The PTT traffic management board are Filip Grujic, Progres deputy director, Ninoslav Cvetanovic Bor mining complex director, Bratislav Andjelic, a company director in cacak, Dusko Stojanovic, Lutra Vadum director, Slvko Popovic, an oil company engineer, Vlastimir Savic, Pancevo refinery, Stanoje Sasa Andjelkovic, FAM Krusevac director and Zivan Stanisavljevic, Serbian Oil Industry (NIS).

The PPT Serbian management Board is chaired by Radmila Andjelkovic and its members are: Aleksa Jokic, Serbian traffic minister, Milun Babic, minister without portfolio, Ilija Stojanovic, school of Electrical engineering professor, Milovan Stepanovic, Beobanka, Djordje Siradovic, Novkabl director general, Djordje Mitic, PTT Pirot director, Jovan Kukuras, Subotica PTT director and Slobodan Radonjic, PPT Serbia.

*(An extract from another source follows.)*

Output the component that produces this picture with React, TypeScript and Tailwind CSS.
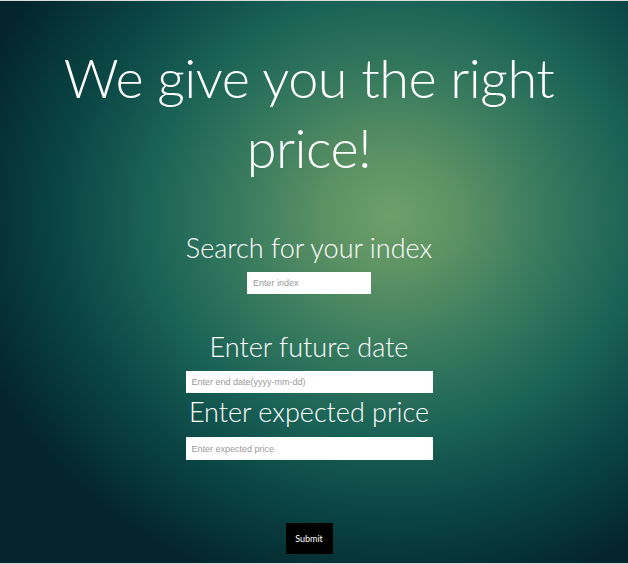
import React, { useState } from 'react';

export default function App() {
  const [index, setIndex] = useState('');
  const [date, setDate] = useState('');
  const [price, setPrice] = useState('');

  return (
    <div
      className="w-[628px] h-[564px] overflow-hidden border-y border-[#d9dcdc] pr-[10px] flex flex-col items-center text-white bg-[radial-gradient(ellipse_440px_390px_at_392px_215px,#6d9f68_0%,#5b9164_16%,#33775d_38%,#1a6256_56%,#0a4544_76%,#03252b_100%)]"
      style={{ fontFamily: 'Lato, "Open Sans", sans-serif' }}
    >
      <h1 className="mt-[42px] w-[540px] text-center text-[54px] leading-[70px] font-light tracking-[-0.5px]">
        We give you the right price!
      </h1>

      <h2 className="mt-[49px] text-[27px] leading-[32px] font-light">Search for your index</h2>
      <input
        value={index}
        onChange={e => setIndex(e.target.value)}
        placeholder="Enter index"
        className="mt-[8px] w-[124px] h-[22px] bg-white px-[6px] text-[9px] text-gray-700 placeholder:text-[#9a9a9a] outline-none"
        style={{ fontFamily: '"Liberation Sans", Arial, sans-serif' }}
      />

      <h2 className="mt-[37px] text-[27px] leading-[32px] font-light">Enter future date</h2>
      <input
        value={date}
        onChange={e => setDate(e.target.value)}
        placeholder="Enter end date(yyyy-mm-dd)"
        className="mt-[8px] w-[247px] h-[22px] bg-white px-[6px] text-[9px] text-gray-700 placeholder:text-[#9a9a9a] outline-none"
        style={{ fontFamily: '"Liberation Sans", Arial, sans-serif' }}
      />

      <h2 className="mt-[3px] text-[27px] leading-[32px] font-light">Enter expected price</h2>
      <input
        value={price}
        onChange={e => setPrice(e.target.value)}
        placeholder="Enter expected price"
        className="mt-[9px] w-[247px] h-[23px] bg-white px-[6px] text-[9px] text-gray-700 placeholder:text-[#9a9a9a] outline-none"
        style={{ fontFamily: '"Liberation Sans", Arial, sans-serif' }}
      />

      <button className="mt-[63px] w-[47px] h-[31px] bg-black text-white text-[9px]">Submit</button>
    </div>
  );
}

Early this year the Serbian government appointed a new RTS management board chaired by Nada Popovic-Perisisc, republic culture minister. Its members are: Dragan Babic, Radio Belgrade channel two editor in chief, Bogosav Bozic, a farmer, Gorica Gajovic (SPS), parliament member, Natasa Gacesa (SPS), parliament member, Zoran Zivkovic, home affairs editor in the RTS, Antonije Isakovic, academician, Miladin Jovic, editor in chief TV Pristina, Vukasin Jokanovic, federal parliament member, Dragan Jokic, assistant TV Novi Sad director, Svetozar Krstic, Serbian deputy prime minister, Nebojsa Maljkovic, Asi Bank management board chairman, Cedomir Mirkovic, Prosveta director general, Dragoslav Mladenovic, education minister, Bosko Perosevic, AP Vojvodina management board chairman, Jovan Ristic, assisstant RTS director general, Redzep Hoxha, assistant federal justice minister.